We talked about how it is impossible to live on the minimum wage without relying on food stamps and rent assistance. We shared stories of how hard it is to take care of young children when your company won't tell you from week to week what your work schedule is going to be. We showed each other burn marks that happen when you have to work too fast without proper precautions.

As a result of meetings like that, we decided to pick a day and go on the first big strike ever held in the fast-food industry. I was scared. I heard a lot of powerful people saying that our goals would be impossible to achieve -- $15 an hour and a union. And to be honest, in my own mind I wondered if we could ever win.
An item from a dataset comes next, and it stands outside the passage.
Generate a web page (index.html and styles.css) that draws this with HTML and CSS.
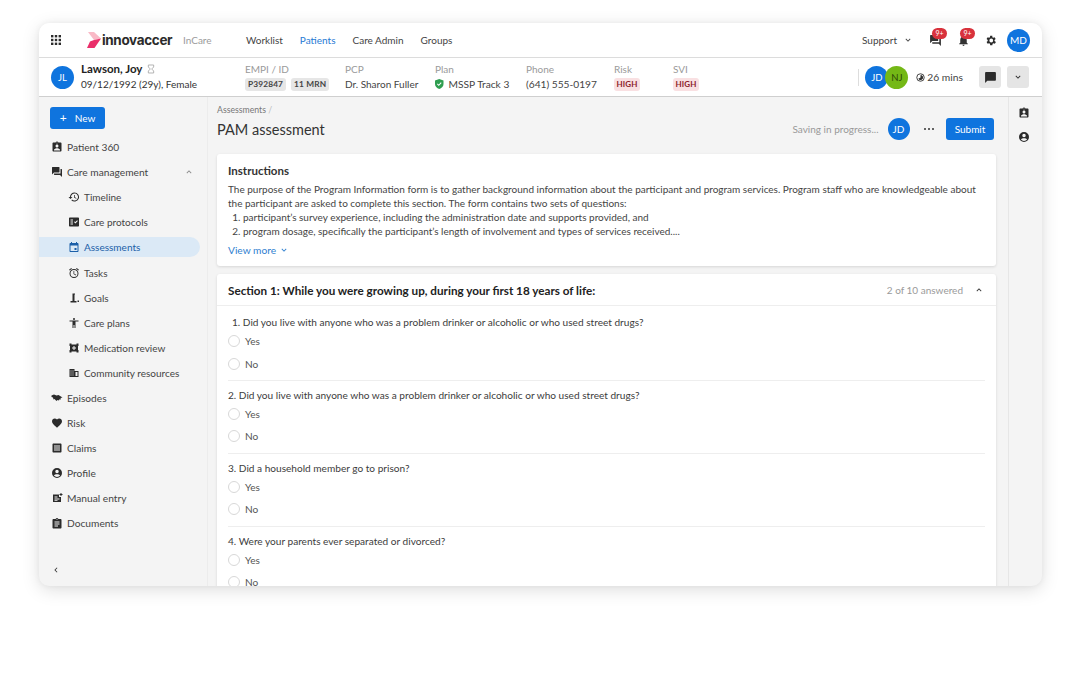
FILE: index.html
```html
<!DOCTYPE html>
<html lang="en">
<head>
<meta charset="utf-8">
<title>PAM assessment</title>
<link rel="stylesheet" href="styles.css">
</head>
<body>
<svg class="defs" width="0" height="0" aria-hidden="true">
  <symbol id="i-badge" viewBox="0 0 24 24"><path d="M19 3h-4.180C14.400 1.840 13.300 1 12 1c-1.300 0-2.400.84-2.820 2H5c-1.100 0-2 .9-2 2v14c0 1.100.9 2 2 2h14c1.100 0 2-.9 2-2V5c0-1.100-.9-2-2-2zm-7 0c.55 0 1 .45 1 1s-.45 1-1 1-1-.45-1-1 .45-1 1-1zm0 4c1.660 0 3 1.340 3 3s-1.340 3-3 3-3-1.340-3-3 1.340-3 3-3zm6 12H6v-1.400c0-2 4-3.100 6-3.100s6 1.100 6 3.100V19z"/></symbol>
  <symbol id="i-chat" viewBox="0 0 24 24"><path d="M21 6h-2v9H6v2c0 .6.4 1 1 1h11l4 4V7c0-.6-.4-1-1-1zm-4 6V3c0-.6-.4-1-1-1H3c-.6 0-1 .4-1 1v14l4-4h10c.6 0 1-.4 1-1z"/></symbol>
  <symbol id="i-comment" viewBox="0 0 24 24"><path d="M20 2H4c-1.100 0-2 .9-2 2v18l4-4h14c1.100 0 2-.9 2-2V4c0-1.100-.9-2-2-2z"/></symbol>
  <symbol id="i-history" viewBox="0 0 24 24"><path d="M13 3a9 9 0 0 0-9 9H1l3.900 3.900L9 12H6a7 7 0 1 1 2.050 4.950l-1.420 1.420A9 9 0 1 0 13 3zm-1 5v5l4.300 2.500.7-1.200-3.500-2.100V8H12z"/></symbol>
  <symbol id="i-protocol" viewBox="0 0 24 24"><path d="M20 3H4c-1.100 0-2 .9-2 2v14c0 1.100.9 2 2 2h16c1.100 0 2-.9 2-2V5c0-1.100-.9-2-2-2zM10 17H5v-2h5v2zm0-4H5v-2h5v2zm0-4H5V7h5v2zm4.800 6L12 12.200l1.400-1.400 1.400 1.400 3.500-3.500 1.400 1.400-4.900 4.900z"/></symbol>
  <symbol id="i-cal" viewBox="0 0 24 24"><path d="M19 4h-1V2h-2v2H8V2H6v2H5c-1.100 0-2 .9-2 2v14c0 1.100.9 2 2 2h14c1.100 0 2-.9 2-2V6c0-1.100-.9-2-2-2zm0 16H5V9h14v11zm-6-6h4v4h-4v-4z"/></symbol>
  <symbol id="i-alarm" viewBox="0 0 24 24"><path d="M22 5.700l-4.600-3.900-1.300 1.500 4.600 3.900L22 5.700zM7.900 3.400L6.600 1.900 2 5.700l1.300 1.500 4.600-3.800zM12.500 8H11v6l4.700 2.900.8-1.200-4-2.400V8zM12 4a9 9 0 1 0 0 18 9 9 0 0 0 0-18zm0 16a7 7 0 1 1 0-14 7 7 0 0 1 0 14z"/></symbol>
  <symbol id="i-goal" viewBox="0 0 24 24"><path d="M9 3h5v2h-1v13h4v3H5v-3h4V3zM19 17h3v3h-3z"/></symbol>
  <symbol id="i-body" viewBox="0 0 24 24"><path d="M12 2a2 2 0 1 1 0 4 2 2 0 0 1 0-4zm9 7h-6v13h-2v-6h-2v6H9V9H3V7h18v2z"/></symbol>
  <symbol id="i-med" viewBox="0 0 24 24"><path fill-rule="evenodd" d="M3 3h4v2h10V3h4v5h-1v8h1v5h-4v-2H7v2H3v-5h1V8H3zM11 8v3H8v2h3v3h2v-3h3v-2h-3V8z"/></symbol>
  <symbol id="i-build" viewBox="0 0 24 24"><path d="M3 4h10v4h8v12H3V4zm2 3v2h2V7H5zm4 0v2h2V7H9zm-4 4v2h2v-2H5zm4 0v2h2v-2H9zm-4 4v2h2v-2H5zm4 0v2h2v-2H9zm6-5v8h4v-8h-4z"/></symbol>
  <symbol id="i-hands" viewBox="0 0 24 24"><path d="M1 7l5-2 5 2 4-1 8 5-4 1 1 3-3-.5-1 2.500-3-1-2 2-4-4-2 1-1-4-3-1z"/></symbol>
  <symbol id="i-heart" viewBox="0 0 24 24"><path d="M12 21.300l-1.500-1.300C5.400 15.400 2 12.300 2 8.500 2 5.400 4.400 3 7.500 3c1.700 0 3.400.8 4.500 2.100C13.100 3.800 14.800 3 16.500 3 19.600 3 22 5.400 22 8.500c0 3.800-3.400 6.900-8.500 11.500L12 21.300z"/></symbol>
  <symbol id="i-list" viewBox="0 0 24 24"><path d="M19 3H5c-1.100 0-2 .9-2 2v14c0 1.100.9 2 2 2h14c1.100 0 2-.9 2-2V5c0-1.100-.9-2-2-2zM6 7h12v2H6V7zm0 4h12v2H6v-2zm0 4h12v2H6v-2z"/></symbol>
  <symbol id="i-person" viewBox="0 0 24 24"><path d="M12 2a10 10 0 1 0 0 20 10 10 0 0 0 0-20zm0 3.500a3.500 3.500 0 1 1 0 7 3.500 3.500 0 0 1 0-7zm0 14.500a8 8 0 0 1-6.200-3c.7-1.600 4-2.500 6.200-2.500s5.500.9 6.200 2.500A8 8 0 0 1 12 20z"/></symbol>
  <symbol id="i-entry" viewBox="0 0 24 24"><path d="M4 5h12v5h4v10H4V5zm3 4v2h6V9H7zm0 4v2h10v-2H7zm0 3.500V18h6v-1.500H7zM19 2h2v2h2v2h-2v2h-2V6h-2V4h2V2z"/></symbol>
  <symbol id="i-doc" viewBox="0 0 24 24"><path d="M19 4h-4.200a3 3 0 0 0-5.600 0H5c-1.100 0-2 .9-2 2v15c0 1.100.9 2 2 2h14c1.100 0 2-.9 2-2V6c0-1.100-.9-2-2-2zm-7-.5a1 1 0 1 1 0 2 1 1 0 0 1 0-2zM7 9h10v2H7V9zm0 4h10v2H7v-2zm0 4h7v2H7v-2z"/></symbol>
  <symbol id="i-up" viewBox="0 0 24 24"><path d="M12 8l6 6-1.400 1.400L12 10.800l-4.600 4.600L6 14z"/></symbol>
  <symbol id="i-down" viewBox="0 0 24 24"><path d="M12 16l-6-6 1.400-1.400L12 13.200l4.600-4.600L18 10z"/></symbol>
</svg>

<div class="app">
  <header class="topbar">
    <svg class="grid-icon" viewBox="0 0 10 10" aria-hidden="true"><g><rect x="0" y="0" width="2.400" height="2.400"/><rect x="3.800" y="0" width="2.400" height="2.400"/><rect x="7.600" y="0" width="2.400" height="2.400"/><rect x="0" y="3.800" width="2.400" height="2.400"/><rect x="3.800" y="3.800" width="2.400" height="2.400"/><rect x="7.600" y="3.800" width="2.400" height="2.400"/><rect x="0" y="7.600" width="2.400" height="2.400"/><rect x="3.800" y="7.600" width="2.400" height="2.400"/><rect x="7.600" y="7.600" width="2.400" height="2.400"/></g></svg>
    <svg class="logo-mark" viewBox="0 0 14 16" aria-hidden="true"><path fill="#f9b9c6" d="M1 0h6l7 6.500-7 1.500z"/><path fill="#ea2f6a" d="M14 6.500L7.500 16H0l3-6.500 4-1.500z"/></svg>
    <span class="logo-word">innovaccer</span>
    <span class="product">InCare</span>
    <nav class="mainnav">
      <a>Worklist</a><a class="on">Patients</a><a>Care Admin</a><a>Groups</a>
    </nav>
    <div class="top-right">
      <span class="support">Support</span>
      <svg class="ic10 chev-support"><use href="#i-down"/></svg>
      <span class="notif"><svg class="ic13"><use href="#i-chat"/></svg><b class="count">9+</b></span>
      <span class="notif bell"><svg class="ic13" viewBox="0 0 24 24"><path d="M12 22a2 2 0 0 0 2-2h-4a2 2 0 0 0 2 2zm6-6v-5c0-3.100-1.600-5.600-4.500-6.300V4a1.500 1.500 0 0 0-3 0v.7C7.600 5.400 6 7.900 6 11v5l-2 2v1h16v-1l-2-2z"/></svg><b class="count">9+</b></span>
      <svg class="ic13 gear" viewBox="0 0 24 24"><path d="M19.400 13a7.500 7.500 0 0 0 0-2l2.100-1.600-2-3.500-2.500 1a7.500 7.500 0 0 0-1.700-1L15.400 3.300h-4l-.4 2.600a7.500 7.500 0 0 0-1.700 1l-2.500-1-2 3.500L6.900 11a7.500 7.500 0 0 0 0 2l-2.100 1.600 2 3.500 2.500-1a7.500 7.500 0 0 0 1.700 1l.4 2.600h4l.4-2.600a7.500 7.500 0 0 0 1.700-1l2.500 1 2-3.500L19.400 13zM13.400 15.500a3.500 3.500 0 1 1 0-7 3.500 3.500 0 0 1 0 7z"/></svg>
      <span class="avatar blue big">MD</span>
    </div>
  </header>

  <section class="patient">
    <span class="avatar blue pt">JL</span>
    <div class="who">
      <div class="name">Lawson, Joy <svg class="hour" viewBox="0 0 12 14"><path fill="none" stroke="#a8a8a8" stroke-width="1.300" d="M2 1h8v3L7 7l3 3v3H2v-3l3-3-3-3z"/></svg></div>
      <div class="dob">09/12/1992 (29y), Female</div>
    </div>
    <div class="meta m-empi"><span class="lbl">EMPI / ID</span><div class="val"><span class="chip">P392847</span><span class="chip">11 MRN</span></div></div>
    <div class="meta m-pcp"><span class="lbl">PCP</span><div class="val">Dr. Sharon Fuller</div></div>
    <div class="meta m-plan"><span class="lbl">Plan</span><div class="val"><svg class="shield" viewBox="0 0 12 14"><path fill="#2f9e50" d="M6 0l6 2.200V7c0 3.500-2.500 5.800-6 7-3.500-1.200-6-3.500-6-7V2.200z"/><path fill="none" stroke="#fff" stroke-width="1.500" d="M3.300 6.800l2 2 3.500-3.600"/></svg>MSSP Track 3</div></div>
    <div class="meta m-phone"><span class="lbl">Phone</span><div class="val">(641) 555-0197</div></div>
    <div class="meta m-risk"><span class="lbl">Risk</span><div class="val"><span class="chip high">HIGH</span></div></div>
    <div class="meta m-svi"><span class="lbl">SVI</span><div class="val"><span class="chip high">HIGH</span></div></div>
    <div class="pt-right">
      <span class="vline"></span>
      <span class="avatar blue pair">JD</span>
      <span class="avatar green pair second">NJ</span>
      <svg class="timer" viewBox="0 0 12 12"><circle cx="6" cy="6" r="5" fill="none" stroke="#333" stroke-width="1.200"/><path fill="#333" d="M6 2.500a3.500 3.500 0 1 1-3 5.300L6 6z"/></svg>
      <span class="mins">26 mins</span>
      <span class="square-btn first"><svg class="ic13"><use href="#i-comment"/></svg></span>
      <span class="square-btn"><svg class="ic10"><use href="#i-down"/></svg></span>
    </div>
  </section>

  <div class="body">
    <aside class="side">
      <button class="new"><span class="plus">+</span>New</button>
      <ul class="menu">
        <li><svg class="ic12"><use href="#i-badge"/></svg>Patient 360</li>
        <li><svg class="ic12"><use href="#i-chat"/></svg>Care management<svg class="ic10 caret"><use href="#i-up"/></svg></li>
        <li class="sub"><svg class="ic12"><use href="#i-history"/></svg>Timeline</li>
        <li class="sub"><svg class="ic12"><use href="#i-protocol"/></svg>Care protocols</li>
        <li class="sub active"><svg class="ic12"><use href="#i-cal"/></svg>Assessments</li>
        <li class="sub"><svg class="ic12"><use href="#i-alarm"/></svg>Tasks</li>
        <li class="sub"><svg class="ic12"><use href="#i-goal"/></svg>Goals</li>
        <li class="sub"><svg class="ic12"><use href="#i-body"/></svg>Care plans</li>
        <li class="sub"><svg class="ic12"><use href="#i-med"/></svg>Medication review</li>
        <li class="sub"><svg class="ic12"><use href="#i-build"/></svg>Community resources</li>
        <li><svg class="ic12"><use href="#i-hands"/></svg>Episodes</li>
        <li><svg class="ic12"><use href="#i-heart"/></svg>Risk</li>
        <li><svg class="ic12"><use href="#i-list"/></svg>Claims</li>
        <li><svg class="ic12"><use href="#i-person"/></svg>Profile</li>
        <li><svg class="ic12"><use href="#i-entry"/></svg>Manual entry</li>
        <li><svg class="ic12"><use href="#i-doc"/></svg>Documents</li>
      </ul>
      <svg class="ic10 collapse" viewBox="0 0 24 24"><path d="M15.400 7.400L14 6l-6 6 6 6 1.400-1.400L10.800 12z"/></svg>
    </aside>

    <main class="main">
      <div class="crumb">Assessments <span class="slash">/</span></div>
      <div class="title-row">
        <h1>PAM assessment</h1>
        <div class="actions">
          <span class="saving">Saving in progress...</span>
          <span class="avatar blue act">JD</span>
          <span class="dots"><i></i><i></i><i></i></span>
          <button class="submit">Submit</button>
        </div>
      </div>

      <section class="card instr">
        <h2>Instructions</h2>
        <p>The purpose of the Program Information form is to gather background information about the participant and program services. Program staff who are knowledgeable about the participant are asked to complete this section. The form contains two sets of questions:</p>
        <ol>
          <li>participant’s survey experience, including the administration date and supports provided, and</li>
          <li>program dosage, specifically the participant’s length of involvement and types of services received....</li>
        </ol>
        <a class="more">View more <svg class="ic10"><use href="#i-down"/></svg></a>
      </section>

      <section class="card form">
        <div class="sec-head">
          <h3>Section 1: While you were growing up, during your first 18 years of life:</h3>
          <span class="answered">2 of 10 answered</span>
          <svg class="ic10 sec-caret"><use href="#i-up"/></svg>
        </div>
        <div class="q first-q">
          <div class="qt indent">1. Did you live with anyone who was a problem drinker or alcoholic or who used street drugs?</div>
          <label class="opt"><i class="radio"></i>Yes</label>
          <label class="opt"><i class="radio"></i>No</label>
        </div>
        <div class="q">
          <div class="qt">2. Did you live with anyone who was a problem drinker or alcoholic or who used street drugs?</div>
          <label class="opt"><i class="radio"></i>Yes</label>
          <label class="opt"><i class="radio"></i>No</label>
        </div>
        <div class="q">
          <div class="qt">3. Did a household member go to prison?</div>
          <label class="opt"><i class="radio"></i>Yes</label>
          <label class="opt"><i class="radio"></i>No</label>
        </div>
        <div class="q">
          <div class="qt">4. Were your parents ever separated or divorced?</div>
          <label class="opt"><i class="radio"></i>Yes</label>
          <label class="opt"><i class="radio"></i>No</label>
        </div>
      </section>
    </main>

    <aside class="rail">
      <svg class="ic12"><use href="#i-badge"/></svg>
      <svg class="ic12"><use href="#i-person"/></svg>
    </aside>
  </div>
</div>
</body>
</html>
```
FILE: styles.css
```css
* { box-sizing: border-box; }
html, body { margin: 0; height: 100%; background: #fff; overflow: hidden; }
body { padding: 23px 38px 0 39px; font-family: "Lato", "Noto Sans", sans-serif; font-size: 11px; color: #3c3c3c; }
.defs { position: absolute; }
svg { fill: currentColor; flex: none; display: block; }
.ic10 { width: 10px; height: 10px; }
.ic12 { width: 12px; height: 12px; }
.ic13 { width: 13px; height: 13px; }

.app { height: 563px; border-radius: 10px; overflow: hidden; display: flex; flex-direction: column; background: #f4f4f4; box-shadow: 0 4px 18px rgba(0,0,0,.13), 0 0 6px rgba(0,0,0,.05); }

.topbar { height: 35px; background: #fff; border-bottom: 1px solid #dcdcdc; display: flex; align-items: center; padding-left: 12px; flex: none; }
.grid-icon { width: 10px; height: 10px; fill: #2b2b2b; }
.logo-mark { width: 14px; height: 16px; margin-left: 26px; }
.logo-word { font-family: "Inter", sans-serif; font-weight: 700; font-size: 13.500px; letter-spacing: -.35px; color: #2b2b2b; margin-left: 1px; width: 71px; }
.product { margin-left: 10px; color: #9b9b9b; font-size: 10px; width: 52px; }
.mainnav { display: flex; gap: 17px; font-size: 10px; margin-left: 11px; }
.mainnav a { color: #444; }
.mainnav .on { color: #1f7ad4; }
.top-right { margin-left: auto; display: flex; align-items: center; padding-right: 12px; }
.support { font-size: 10px; color: #444; }
.chev-support { margin-left: 6px; color: #444; }
.notif { position: relative; margin-left: 16px; color: #333; }
.notif.bell { margin-left: 15px; }
.count { position: absolute; left: 3px; top: -6px; min-width: 15px; height: 11px; padding: 0 2px; border-radius: 6px; background: #d8323c; color: #fff; font-size: 7px; font-weight: 400; line-height: 11px; text-align: center; }
.gear { margin-left: 14px; color: #2b2b2b; }
.avatar { border-radius: 50%; display: inline-flex; align-items: center; justify-content: center; color: #fff; flex: none; }
.blue { background: #0f74de; }
.green { background: #74b816; color: #2d4a08; }
.big { width: 23px; height: 23px; margin-left: 10px; font-size: 10px; }

.patient { height: 39px; background: #fff; border-bottom: 1px solid #cfcfcf; display: flex; align-items: center; padding-left: 12px; flex: none; position: relative; }
.pt { width: 23px; height: 23px; font-size: 9.500px; }
.who { margin-left: 7px; width: 164px; }
.name { font-size: 11.500px; font-weight: 700; color: #222; display: flex; align-items: center; gap: 5px; line-height: 14px; }
.hour { width: 8px; height: 10px; }
.dob { font-size: 10px; color: #333; line-height: 15px; margin-top: 1px; }
.meta { display: flex; flex-direction: column; gap: 1px; }
.lbl { font-size: 10px; color: #9a9a9a; line-height: 13px; }
.val { font-size: 10px; color: #444; display: flex; align-items: center; gap: 5px; height: 14px; }
.m-empi { width: 100px; }
.m-pcp { width: 90px; }
.m-plan { width: 91px; }
.m-plan .val, .m-phone .val { font-size: 10.200px; }
.m-phone { width: 88px; }
.m-risk { width: 59px; }
.chip { background: #e6e6e6; border-radius: 3px; padding: 0 3px; font-size: 8.300px; font-weight: 700; color: #444; line-height: 13px; letter-spacing: .15px; }
.chip.high { background: #f9e0e2; color: #8c1d2b; font-size: 8px; padding: 0 2.500px; }
.shield { width: 8.500px; height: 10px; }
.pt-right { margin-left: auto; display: flex; align-items: center; padding-right: 13px; }
.vline { width: 1px; height: 17px; background: #ddd; margin-right: 6px; }
.pair { width: 23px; height: 23px; font-size: 9.500px; }
.second { margin-left: -3px; }
.timer { width: 9px; height: 9px; margin-left: 8px; }
.mins { margin-left: 2px; font-size: 10.300px; color: #444; }
.square-btn { width: 22px; height: 22px; border-radius: 3px; background: #e5e5e5; display: flex; align-items: center; justify-content: center; margin-left: 6px; color: #2b2b2b; }
.square-btn.first { margin-left: 16px; }

.body { flex: 1; min-height: 0; display: flex; }
.side { width: 169px; flex: none; position: relative; padding-top: 10px; border-right: 1px solid #ececec; }
.new { display: flex; align-items: center; justify-content: center; width: 55px; height: 22px; margin-left: 11px; border: 0; border-radius: 3px; background: #0f74de; color: #fff; font: 10px "Lato", sans-serif; padding: 0; }
.plus { margin-right: 8px; font-size: 12px; line-height: 1; }
.menu { list-style: none; margin: 5px 0 0; padding: 0; }
.menu li { height: 25px; display: flex; align-items: center; padding-left: 12px; gap: 4px; color: #444; font-size: 10.200px; }
.menu li svg:first-child { color: #2b2b2b; }
.menu .sub { padding-left: 29px; font-size: 10px; }
.menu .active { background: #dbe9f6; color: #1b5fa8; width: 161px; height: 20px; margin: 3px 0; border-radius: 0 10px 10px 0; }
.menu .active svg:first-child { color: #1b5fa8; }
.caret { margin-left: 32px; color: #8a8a8a; }
.collapse { position: absolute; left: 12px; bottom: 11px; color: #333; }

.main { flex: 1; min-width: 0; padding: 7px 12px 0 9px; overflow: hidden; }
.crumb { font-size: 8.700px; color: #777; line-height: 11px; }
.slash { color: #bbb; }
.title-row { display: flex; align-items: center; justify-content: space-between; margin-top: 2px; height: 24px; padding-right: 2px; }
h1 { margin: 0; font-size: 14.500px; font-weight: 400; color: #333; }
.actions { display: flex; align-items: center; }
.saving { color: #999; font-size: 10px; }
.act { width: 22px; height: 22px; margin-left: 9px; font-size: 10px; }
.dots { display: flex; gap: 1.500px; margin-left: 14px; }
.dots i { width: 2.500px; height: 2.500px; border-radius: 50%; background: #333; }
.submit { margin-left: 12px; width: 48px; height: 22px; border: 0; border-radius: 3px; background: #0f74de; color: #fff; font: 10px "Lato", sans-serif; padding: 0; }

.card { background: #fff; border-radius: 3px; box-shadow: 0 1px 3px rgba(0,0,0,.12); }
.instr { height: 112px; margin-top: 13px; padding: 9px 11px 0; }
h2 { margin: 0; font-size: 11.500px; font-weight: 700; color: #333; line-height: 15px; }
.instr p { margin: 4px 0 0; font-size: 10px; line-height: 14px; color: #444; }
.instr ol { margin: 0; padding: 0 0 0 15px; font-size: 10px; line-height: 14px; color: #444; }
.more { display: flex; align-items: center; gap: 3px; margin-top: 6px; color: #2f80d0; font-size: 10.200px; }
.form { margin-top: 8px; height: 320px; overflow: hidden; }
.sec-head { height: 32px; display: flex; align-items: center; padding: 0 12px 0 11px; border-bottom: 1px solid #eee; }
h3 { margin: 0; flex: 1; font-size: 11.700px; font-weight: 700; color: #222; }
.answered { color: #9a9a9a; font-size: 10px; }
.sec-caret { margin-left: 11px; color: #333; }
.q { margin: 0 11px; height: 73px; padding-top: 7px; border-bottom: 1px solid #eee; }
.first-q { height: 75px; padding-top: 9px; }
.first-q .opt:last-child { position: relative; top: 1px; }
.q:last-child { border-bottom: 0; }
.qt { font-size: 10.100px; line-height: 14px; color: #3c3c3c; }
.indent { padding-left: 4px; }
.opt { display: flex; align-items: center; gap: 5px; height: 22px; font-size: 10.100px; color: #555; }
.qt + .opt { margin-top: 1px; }
.radio { width: 12px; height: 12px; border-radius: 50%; border: 1px solid #d8d8d8; background: #fff; }

.rail { width: 34px; flex: none; display: flex; flex-direction: column; align-items: center; gap: 12px; padding: 10px 4px 0 0; border-left: 1px solid #e6e6e6; color: #2b2b2b; }
```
I'm not sure any of us could have known that morning that we were going to light a spark that would start a movement all across America. Before long, fast-food workers got involved in the Fight for $15 in states like Michigan, Missouri, and Wisconsin. Walmart workers and workers in sectors like home care and child care joined us too.

Many of us have been on strike as many as ten times in the past three years. We've even joined hands with workers in other countries like Denmark, where fast-food workers are paid more than $21 an hour by the same companies like McDonald's that operate here. We've learned that the only reason we are paid so little is that these companies can get away with it in the United States today.

Because of our movement, cities and states have stopped waiting for Congress and have started raising the minimum wage themselves. And many elected officials and candidates for high office are lining up to support our Fight for $15. Who would have thought three years ago that a KFC cook from Brooklyn would stand with the Vice President of the United States?

For workers like me, $15 an hour means being able to feed my family without worrying that we're taking money we need for the gas or water bill or for bus passes. It means being able to see my kids grow up. It means real change in our lives.

Millions of people are concerned about what's happening in America today, with big corporations and a few people at the top collecting more wealth than at any time in history by driving down living standards for the rest of us. I'm proud to be part of a movement that is fighting back. With Governor Cuomo's announcement this week, we're continuing to prove that we have the strength to do something about it if we join together and make our voices heard.

Alvin Major is a KFC employee in Brooklyn, NY, and a leader of the Fight for $15 movement.